● **PROBLEM TO SOLVE**: Return a copy of each line that holds the string "React".

START

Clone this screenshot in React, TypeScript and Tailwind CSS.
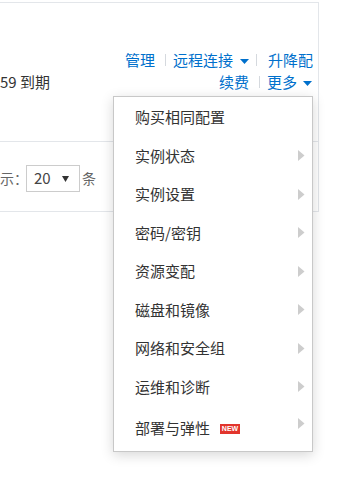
import React from 'react';

const items = ['购买相同配置', '实例状态', '实例设置', '密码/密钥', '资源变配', '磁盘和镜像', '网络和安全组', '运维和诊断'];

const Caret = () => (
  <svg width="9" height="5" viewBox="0 0 9 5" className="block">
    <path d="M0 0h9L4.5 5z" fill="#0070cc" />
  </svg>
);

const Arrow = ({ className = '' }: { className?: string }) => (
  <svg width="7" height="11" viewBox="0 0 7 11" className={`block ${className}`}>
    <path d="M0 0l6.5 5.5L0 11z" fill="#cdcdcd" />
  </svg>
);

const Sep = () => <span className="block w-px h-[12px] bg-[#d5d9de]" />;

export default function App() {
  return (
    <div
      className="relative w-[337px] h-[478px] overflow-hidden bg-white text-[#333]"
      style={{ fontFamily: '"Noto Sans CJK SC", "Noto Sans", sans-serif' }}
    >
      <div className="pt-[2px]">
        <div className="w-[319px] border-t border-r border-b border-[#e3e6ea]">
          {/* top row */}
          <div className="h-[138px] pt-[46px] text-[15px]">
            <div className="h-[22px] flex items-center justify-end pr-[5px] text-[#0070cc]">
              <span>管理</span>
              <span className="ml-[10px]"><Sep /></span>
              <span className="ml-[7px]">远程连接</span>
              <span className="ml-[7px] mt-[3px]"><Caret /></span>
              <span className="ml-[7px]"><Sep /></span>
              <span className="ml-[11px]">升降配</span>
            </div>
            <div className="h-[22px] flex items-center justify-between pr-[6px]">
              <span className="text-[#333]">59 到期</span>
              <div className="flex items-center text-[#0070cc]">
                <span>续费</span>
                <span className="ml-[10px]"><Sep /></span>
                <span className="ml-[7px]">更多</span>
                <span className="ml-[6px] mt-[3px]"><Caret /></span>
              </div>
            </div>
          </div>
          {/* pagination */}
          <div className="h-[70px] border-t border-[#e3e6ea] pt-[23px] flex items-start text-[14px] text-[#666]">
            <span className="h-[27px] leading-[27px]">示：</span>
            <div className="ml-[-2px] w-[54px] h-[27px] border border-[#cccccc] flex items-center justify-between pl-[7px] pr-[10px] text-[#444] text-[15px]">
              <span>20</span>
              <svg width="7" height="6" viewBox="0 0 7 6" className="block">
                <path d="M0 0h7L3.5 6z" fill="#333" />
              </svg>
            </div>
            <span className="ml-[2px] h-[27px] leading-[27px]">条</span>
          </div>
        </div>
      </div>

      {/* dropdown menu */}
      <div className="absolute left-[113px] top-[96px] w-[200px] h-[356px] bg-white border border-[#c8c8c8] shadow-[0_3px_12px_rgba(0,0,0,0.16)] pt-[1px] text-[15px] text-[#333]">
        {items.map((t, i) => (
          <div key={t} className="h-[38.5px] flex items-center justify-between pl-[21px] pr-[7px]">
            <span>{t}</span>
            {i > 0 && <Arrow />}
          </div>
        ))}
        <div className="h-[44px] flex items-center justify-between pl-[21px] pr-[7px]">
          <div className="flex items-center mt-[1px]">
            <span>部署与弹性</span>
            <span className="ml-[10px] w-[20px] h-[10px] bg-[#e2352d] text-white text-[7px] font-bold leading-[10px] text-center" style={{ fontFamily: '"Liberation Sans", Arial, sans-serif' }}>NEW</span>
          </div>
          <Arrow className="mb-[9px]" />
        </div>
      </div>
    </div>
  );
}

END

● **SOLVED EXERCISE**:
Clone this screenshot in React, TypeScript and Tailwind CSS.
import React from 'react';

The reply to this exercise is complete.